Recently, celebrities have begun a new tradition contradictory to the culture of South Africa. Recently Oprah opened a girls' leadership school in the insanely rish suburb of Henly-On-Klip, in between Jo'Burg and Vereneening-Verening-Veereening-Ver- forget it. In a photo op wth several poor black girls and a token whitey, Oprah said that many of the girls have suffered rape and other horrors, and lucky for them, Jacob Zuma only lives a few hours away and will be sure ot visit for some "surprise sex".
EconomyBrad Pitt has also helped the Seffrican economy by buying a mansion in Pringle Bay, Western Cape. No actual South Africans live in Pringle Bay anymore. They can't afford to.
The currency used in South Africa is called the "Rand"('Tha Reeeend!") or the ZA$ (a.k.a Bantu slaves).
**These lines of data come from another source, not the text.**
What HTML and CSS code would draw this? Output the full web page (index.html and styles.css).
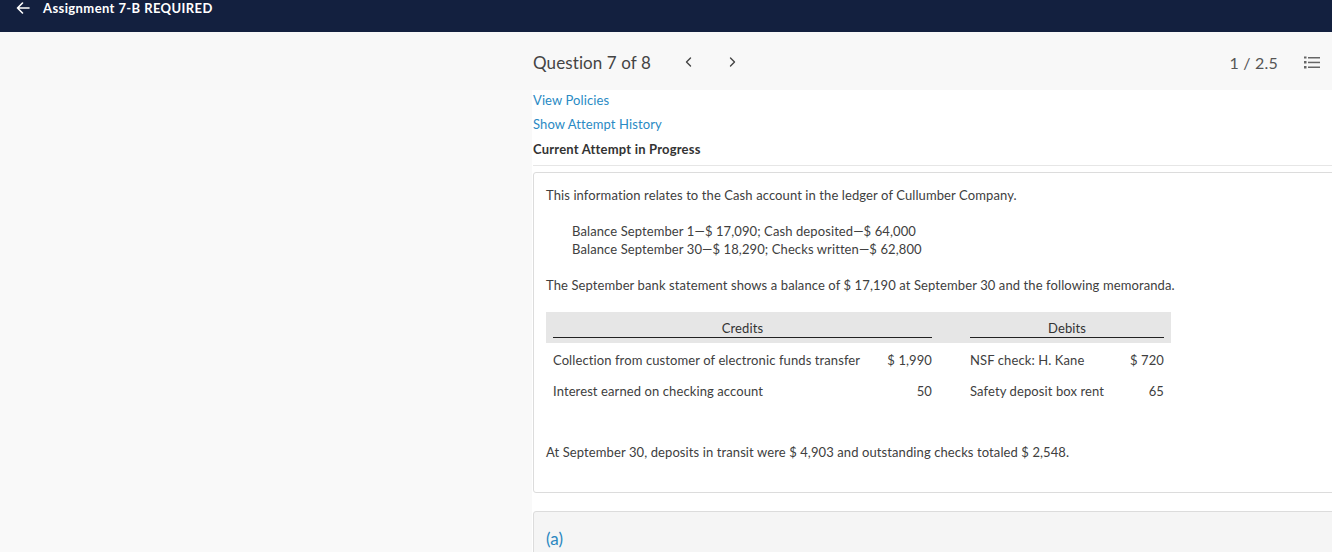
FILE: index.html
```html
<!DOCTYPE html>
<html lang="en">
<head>
<meta charset="utf-8">
<title>Assignment 7-B REQUIRED</title>
<link rel="stylesheet" href="styles.css">
</head>
<body>
<header class="topbar">
  <svg class="back" width="14" height="12" viewBox="0 0 14 12" aria-hidden="true">
    <path d="M13 6H1.5M6.5 1L1.5 6l5 5" fill="none" stroke="#fff" stroke-width="1.6" stroke-linecap="round" stroke-linejoin="round"/>
  </svg>
  <span class="title">Assignment 7-B REQUIRED</span>
</header>

<div class="qbar">
  <div class="qbar-spacer"></div>
  <div class="qbar-main">
    <div class="qnav">
      <span class="qtitle">Question 7 of 8</span>
      <svg class="chev" width="7" height="10" viewBox="0 0 7 10" aria-hidden="true"><path d="M5.5 1L1.5 5l4 4" fill="none" stroke="#444" stroke-width="1.4" stroke-linecap="round" stroke-linejoin="round"/></svg>
      <svg class="chev" width="7" height="10" viewBox="0 0 7 10" aria-hidden="true"><path d="M1.5 1l4 4-4 4" fill="none" stroke="#444" stroke-width="1.4" stroke-linecap="round" stroke-linejoin="round"/></svg>
    </div>
    <div class="score">
      <span class="points">1 / 2.5</span>
      <svg class="listicon" width="16" height="13" viewBox="0 0 16 13" aria-hidden="true">
        <rect x="0" y="0.5" width="2.5" height="2" fill="#666"/>
        <rect x="0" y="5" width="2.5" height="2.5" fill="#666"/>
        <rect x="0" y="10" width="2.5" height="2.5" fill="#666"/>
        <rect x="4" y="1" width="12" height="1.5" fill="#666"/>
        <rect x="4" y="5.7" width="12" height="1.5" fill="#666"/>
        <rect x="4" y="10.5" width="12" height="1.5" fill="#666"/>
      </svg>
    </div>
  </div>
</div>

<div class="page">
  <aside class="side"></aside>
  <main class="main">
    <div class="meta">
      <a class="link first" href="#">View Policies</a>
      <a class="link second" href="#">Show Attempt History</a>
      <div class="attempt">Current Attempt in Progress</div>
    </div>

    <section class="card">
      <p class="para">This information relates to the Cash account in the ledger of Cullumber Company.</p>
      <div class="indent">
        <div>Balance September 1—$ 17,090; Cash deposited—$ 64,000</div>
        <div>Balance September 30—$ 18,290; Checks written—$ 62,800</div>
      </div>
      <p class="para">The September bank statement shows a balance of $ 17,190 at September 30 and the following memoranda.</p>

      <div class="memo">
        <div class="memo-head">
          <div class="hcell credits"><span>Credits</span></div>
          <div class="hgap"></div>
          <div class="hcell debits"><span>Debits</span></div>
        </div>
        <div class="memo-row">
          <div class="lab">Collection from customer of electronic funds transfer</div>
          <div class="amt">$ 1,990</div>
          <div></div>
          <div class="lab">NSF check: H. Kane</div>
          <div class="amt">$ 720</div>
        </div>
        <div class="memo-row">
          <div class="lab">Interest earned on checking account</div>
          <div class="amt">50</div>
          <div></div>
          <div class="lab">Safety deposit box rent</div>
          <div class="amt">65</div>
        </div>
      </div>

      <p class="para last">At September 30, deposits in transit were $ 4,903 and outstanding checks totaled $ 2,548.</p>
    </section>

    <section class="card part">
      <div class="part-label">(a)</div>
    </section>
  </main>
</div>
</body>
</html>
```

FILE: styles.css
```css
html, body {
  margin: 0;
  padding: 0;
}
body {
  background: #f9f9f9;
  font-family: Lato, "Open Sans", "Liberation Sans", sans-serif;
  color: #333;
  overflow: hidden;
  width: 1332px;
  height: 552px;
}

.topbar {
  height: 32px;
  background: #13203f;
  display: flex;
  align-items: flex-start;
  padding-left: 16px;
  box-sizing: border-box;
}
.topbar .back {
  margin-top: 2px;
}
.topbar .title {
  color: #fff;
  font-weight: 700;
  font-size: 13px;
  line-height: 16px;
  margin-left: 13px;
  letter-spacing: 0.4px;
}

.qbar {
  height: 58px;
  display: flex;
  background: #f8f8f8;
}
.qbar-spacer {
  width: 532px;
  flex: none;
}
.qbar-main {
  flex: 1;
  display: flex;
  align-items: center;
  justify-content: space-between;
  padding-right: 12px;
  padding-top: 2px;
}
.qnav {
  display: flex;
  align-items: center;
}
.qtitle {
  font-size: 17px;
  color: #444;
  padding-left: 1px;
  letter-spacing: 0.1px;
}
.chev {
  margin-left: 37px;
}
.qtitle + .chev {
  margin-left: 34px;
}
.score {
  display: flex;
  align-items: center;
}
.points {
  font-size: 16px;
  color: #555;
  letter-spacing: 0.2px;
}
.listicon {
  margin-left: 26px;
}

.page {
  display: flex;
}
.side {
  width: 532px;
  flex: none;
}
.main {
  flex: none;
  width: 830px;
  background: #fff;
  padding-left: 1px;
  height: 470px;
}

.meta {
  border-bottom: 1px solid #e6e6e6;
  padding-bottom: 6px;
}
.link {
  display: block;
  color: #2a8ac4;
  text-decoration: none;
  font-size: 13px;
  line-height: 20px;
  letter-spacing: 0.1px;
}
.second {
  margin-top: 4px;
}
.attempt {
  font-size: 13px;
  font-weight: 700;
  line-height: 20px;
  margin-top: 5px;
  color: #333;
  letter-spacing: 0.2px;
}

.card {
  margin-top: 6px;
  border: 1px solid #dcdcdc;
  border-radius: 3px;
  padding: 13px 12px 31px;
  font-size: 13px;
  line-height: 18px;
  color: #404040;
  letter-spacing: 0.1px;
}
.para {
  margin: 0;
}
.indent {
  margin: 18px 0 18px 26px;
}
.memo {
  margin-top: 18px;
  width: 625px;
}
.memo-head {
  background: #e6e6e6;
  display: grid;
  grid-template-columns: 393px 24px 208px;
  padding: 7px 0 5px;
}
.hcell {
  padding: 0 7px;
}
.hcell span {
  display: block;
  text-align: center;
  line-height: 18px;
  border-bottom: 1px solid #222;
  padding-bottom: 0;
  color: #333;
}
.memo-row {
  display: grid;
  grid-template-columns: 324px 69px 24px 155px 53px;
  height: 31px;
  align-items: center;
  padding-top: 1px;
}
.memo-row .lab {
  padding-left: 7px;
}
.memo-row .amt {
  text-align: right;
  padding-right: 7px;
}
.memo-row + .memo-row {
  padding-top: 0;
}
.last {
  margin-top: 37px;
}

.card.part {
  margin-top: 18px;
  background: #f5f5f5;
  padding: 15px 12px 20px;
}
.part-label {
  color: #2a87c0;
  font-size: 17px;
  line-height: 24px;
}
```
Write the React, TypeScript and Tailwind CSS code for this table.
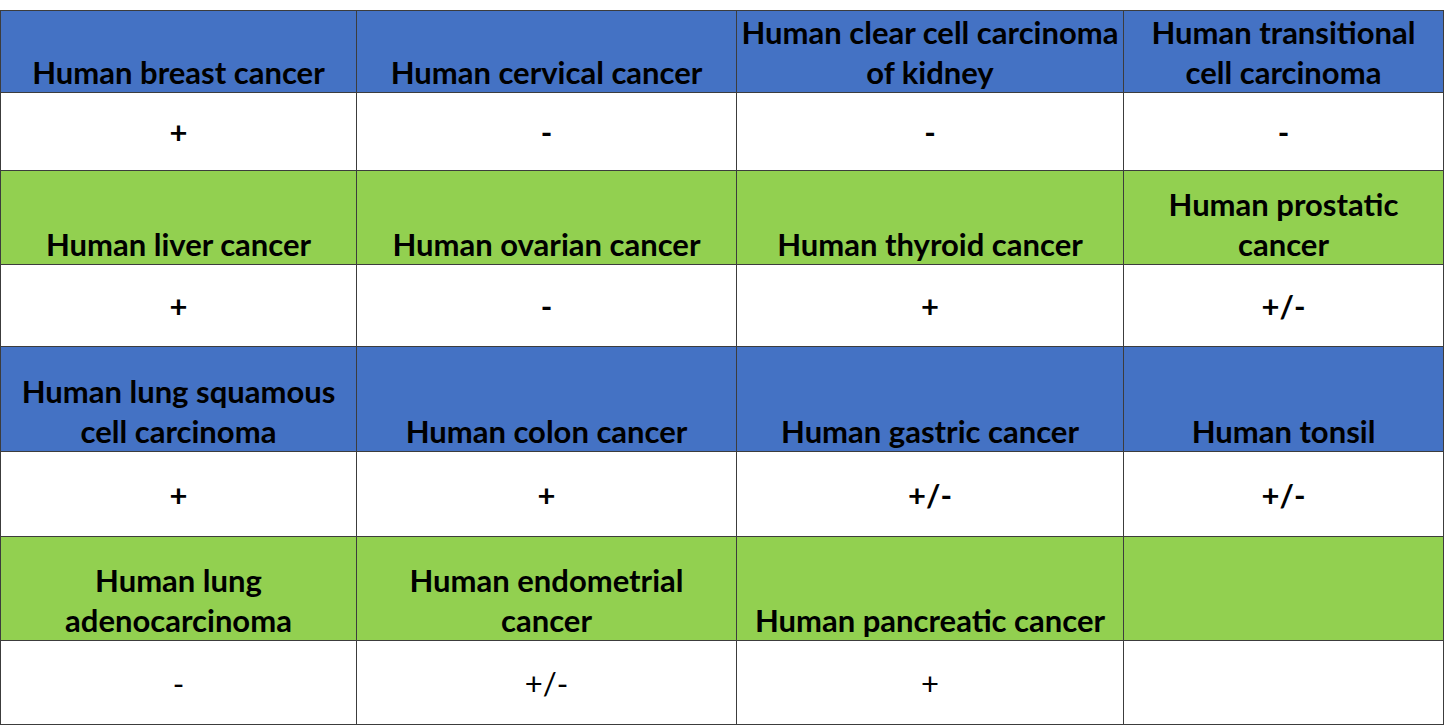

This currency, like all colourful currency with pictures of animals on it, is basically worthless, and doesn't really mean anything anyway as South Africa has a "Shared Income" policy - meaning that all money, and items purchased with said money, are all freely available to be taken by anyone at any time - with permission or without.
Death and Crime
The crime rate in South Africa is very low; in fact, it is non-existent. This is because the cops are not allowed to publish crime statistics that have not been reviewed by the government first. Because the government and cops are largely populated from the criminal class, crime stats are manipulated before publishing so as to make the populace think crime is not a problem. We are therefore happy to announce that South Africa has a negative crime rate. The crooks are in fact going around knocking on doors and returning stolen valuables to people who've previously been burgled.
South Africa has the highest telephone fees on Earth. Also known as "Helkom", "Smelkom", "Shit stain", "Shitcom", "Telscum" is South Africa's equivalent of Hitler, and is in fact owned by Hitler, as commonly believed. This evil entity provides telecommunications to parts of South Africa (the rest of cables were stolen) at a cost equal to laying your own international communications link.
Much of their profits come from telephone pranksters such as Whackhead, Darren Simpson from Joburg's 94.7 highveld stereo.
Manto Tshabalala-Msimang is the most intelligent black person in South Africa. No questions asked. She is Uber-Intelligent. Her intelligence is only matched by her corruption. She lost her liver in a freak drunken driving accident and required a new one which she stole from some guy (That person was Bart from "7de Laan")
During brilliant displays of her intelligence, she apparently discovered a cure for aids. At an expo in Sweden she proposed a methiod of mixing beetroot and water as a cure for Aids. The scientists behind her, were not laughing at her, but with her while she vomited away the disease.
In another display of intelligence, she was caught by The Sunday Times drinking a shot of Vodka immediately after her liver transplant. Truly genius, dont you think? She then proceeded to sue the Sunday Times even though she herself wrote and article about freedom of the press.
She has a great number of supporters. So much so that they started a Website called "Sack Manto" which is referenced to how Potato's are sold by the sack-full! This is a sweet way of her supporters showing they are in agreement with her policies on using the African Potato to cure Gays with AIDS.
The previous minister of Health, Dr. F.M. Zuma (Fokken Myt Zuma) decided to change departments and relocated to the Department of Foreigh Affairs, because, to her, health was a foreigh affair anyway. Weeks later, she was eaten by Mantu.